Dialogue – Quick Tips

• Dialogue is far from tape-recorded reality, even though it sounds like taperecorded reality. Dialogue has to maintain its focus on the conflicting needs that gave birth to it. The conversation may circle the tension, or even appear to turn its back on it, but it’s always in the air.

• Keep it short to keep it ringing true. Try allowing no more than one sentence per character before the next character chimes in. Fragments of two or three words are fine. It’s when characters start delivering long speeches to each other that the energy and the real feel of dialogue dissipates.

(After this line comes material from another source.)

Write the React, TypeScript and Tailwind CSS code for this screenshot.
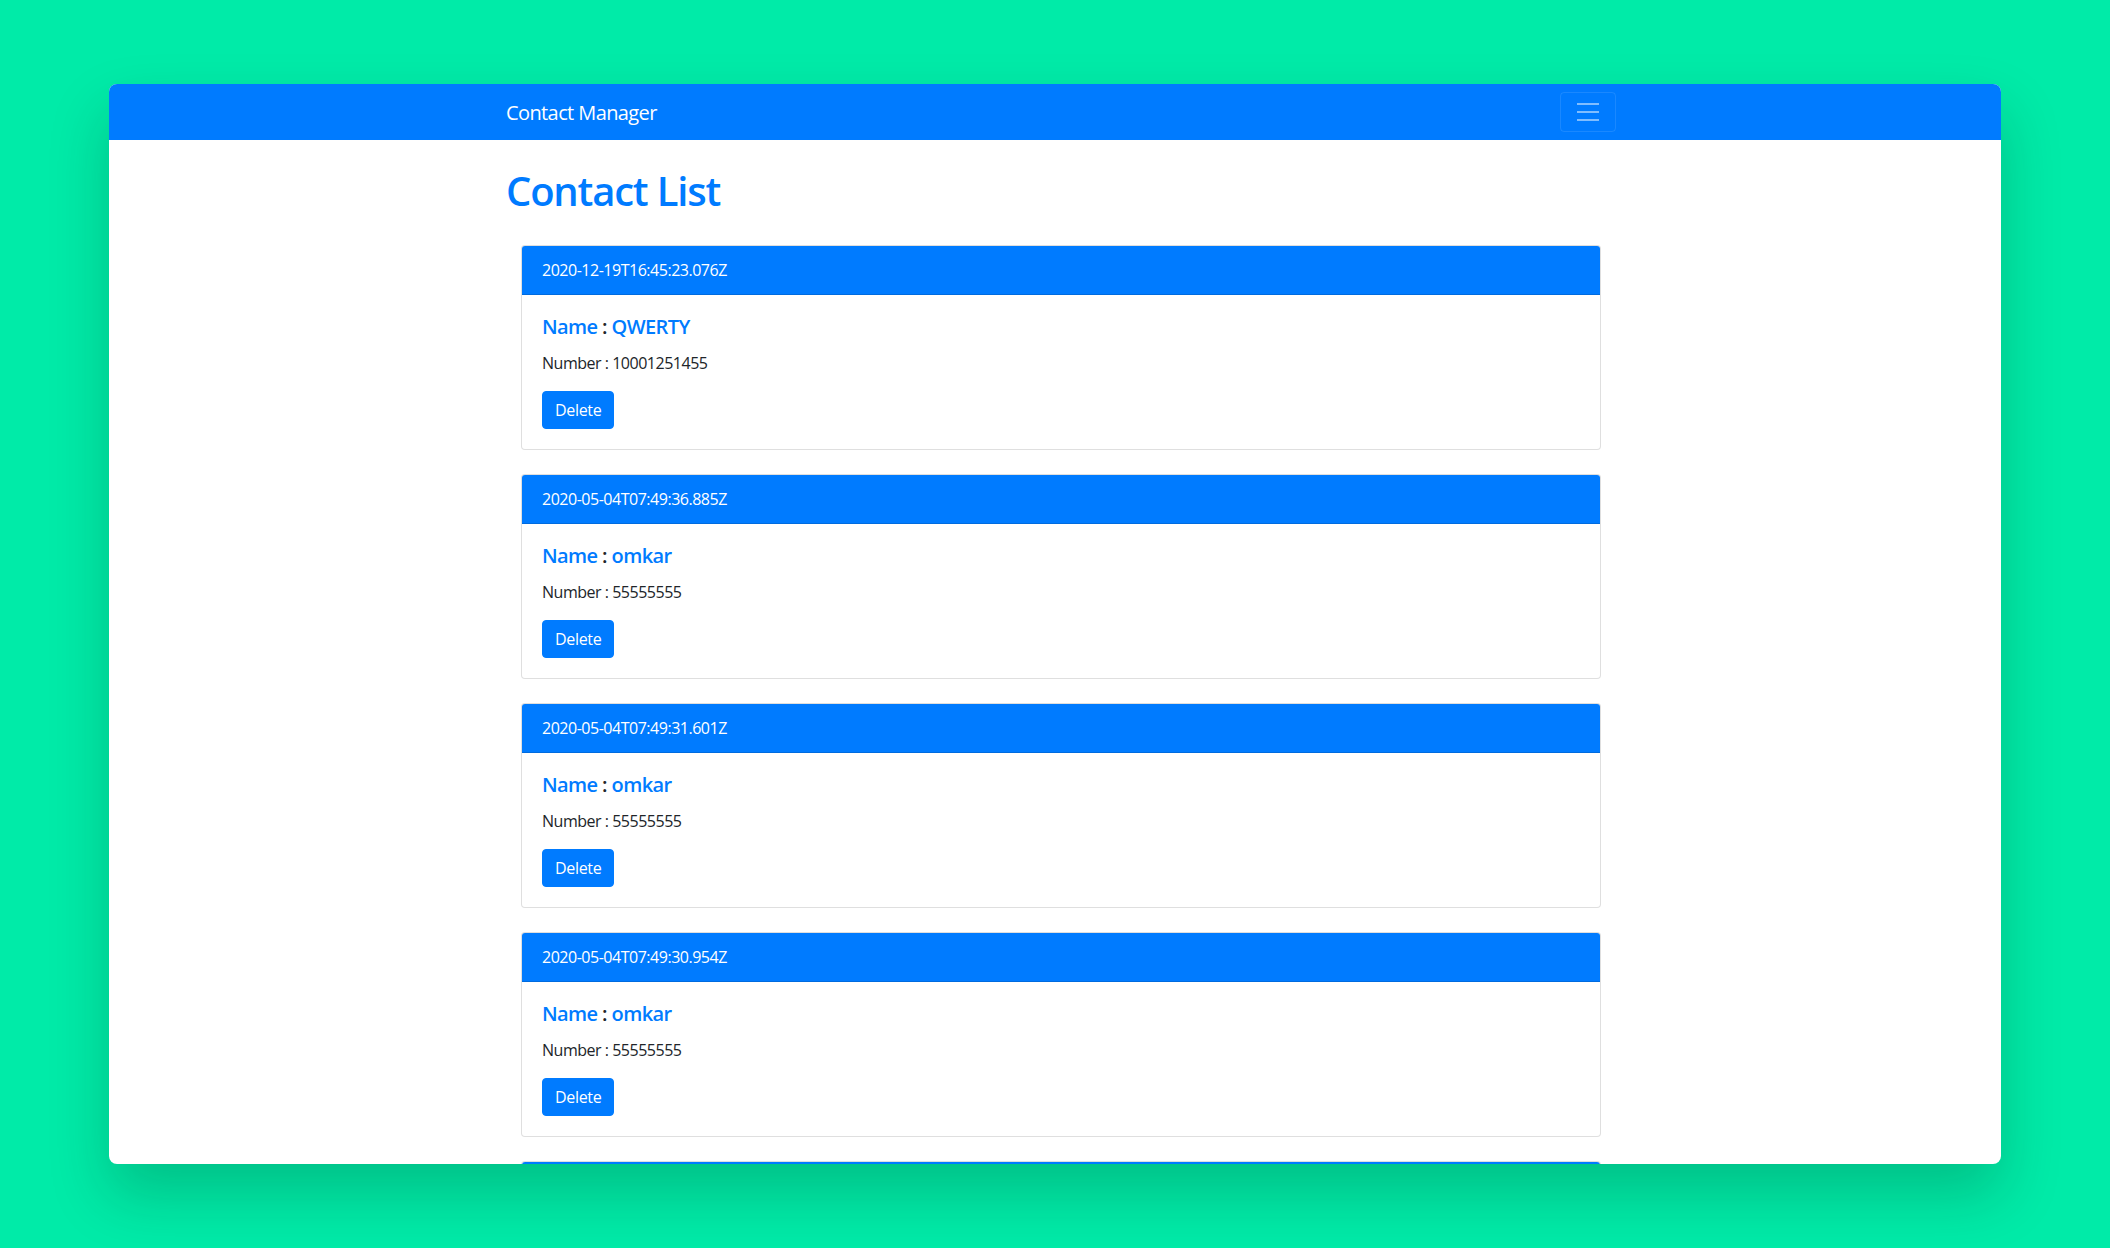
const contacts = [
  { id: "2020-12-19T16:45:23.076Z", name: "QWERTY", number: "10001251455" },
  { id: "2020-05-04T07:49:36.885Z", name: "omkar", number: "55555555" },
  { id: "2020-05-04T07:49:31.601Z", name: "omkar", number: "55555555" },
  { id: "2020-05-04T07:49:30.954Z", name: "omkar", number: "55555555" },
  { id: "2020-05-04T07:49:29.120Z", name: "omkar", number: "55555555" },
];

const MenuIcon = () => (
  <svg width="30" height="30" viewBox="0 0 30 30" fill="none">
    <path d="M4 7h22M4 15h22M4 23h22" stroke="rgba(255,255,255,0.5)" strokeWidth="2" strokeMiterlimit="10" />
  </svg>
);

const ContactCard = ({ id, name, number }: { id: string; name: string; number: string }) => (
  <div className="mx-[15px] mb-6 rounded-[4px] border border-black/[0.125] bg-white">
    <div className="rounded-t-[3px] border-b border-black/[0.125] bg-[#007bff] px-5 py-3 text-base leading-6 tracking-[-0.03em] text-white">
      {id}
    </div>
    <div className="p-5">
      <h5 className="mb-3 text-[20px] font-semibold leading-6 tracking-[-0.03em] text-[#007bff]">
        Name <span className="text-[#212529]">:</span> {name}
      </h5>
      <p className="mb-4 text-base leading-6 tracking-[-0.03em] text-[#212529]">Number : {number}</p>
      <button className="rounded-[4px] border border-[#007bff] bg-[#007bff] px-3 py-1.5 text-base leading-6 tracking-[-0.02em] text-white">
        Delete
      </button>
    </div>
  </div>
);

export default function App() {
  return (
    <div
      className="h-[1248px] w-[2110px] overflow-hidden bg-[#00eba8] pl-[109px] pt-[84px]"
      style={{ fontFamily: '"Open Sans", "Noto Sans", sans-serif' }}
    >
      <div className="h-[1080px] w-[1892px] overflow-hidden rounded-lg bg-white shadow-[0_30px_60px_rgba(0,40,20,0.22)]">
        <nav className="flex h-14 items-center bg-[#007bff] pl-[397px]">
          <div className="flex w-[1110px] items-center justify-between">
            <span className="pt-0.5 text-[20px] leading-[30px] tracking-[-0.03em] text-white">Contact Manager</span>
            <button className="flex h-10 items-center rounded-[4px] border border-white/10 px-3">
              <MenuIcon />
            </button>
          </div>
        </nav>
        <main className="w-[1110px] pt-[27px]" style={{ marginLeft: 397 }}>
          <h1 className="mb-[30px] text-[40px] font-semibold leading-[48px] tracking-[-0.03em] text-[#007bff]">
            Contact List
          </h1>
          {contacts.map((c) => (
            <ContactCard key={c.id} {...c} />
          ))}
        </main>
      </div>
    </div>
  );
}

• Don’t use dialogue for exposition. Characters never tell each other things they both already know, or ask each other rhetorical questions simply in order to get information to the reader. Let the narrator handle the conveying of information; save your dialogue for verbal tug-of-war.

• Dialogue is not obliged to offer every second of a conversation. Let the narrator take over to get past a stretch of dull, irrelevant, or repeated information by summarizing what was said. Examples:
–The two exchanged pleasantries.
–Sam blathered on for a while about his future plans, all of them unimaginative.
–Victoria repeated what Maud had told her.

• Remember that you can include pauses: he hesitated before answering; she took several long breaths; they both sat in silence for a moment. These are all part of the rhythm of dialogue.

• A note about dialogue in creative non-fiction: readers understand 1) that you cannot remember verbatim conversations from years ago and 2) that your sense of the past is subjective. As long as you are aiming for a psychological and atmospheric truth-to-life, you need not shy away from dialogue because you doubt your ability to be factually accurate.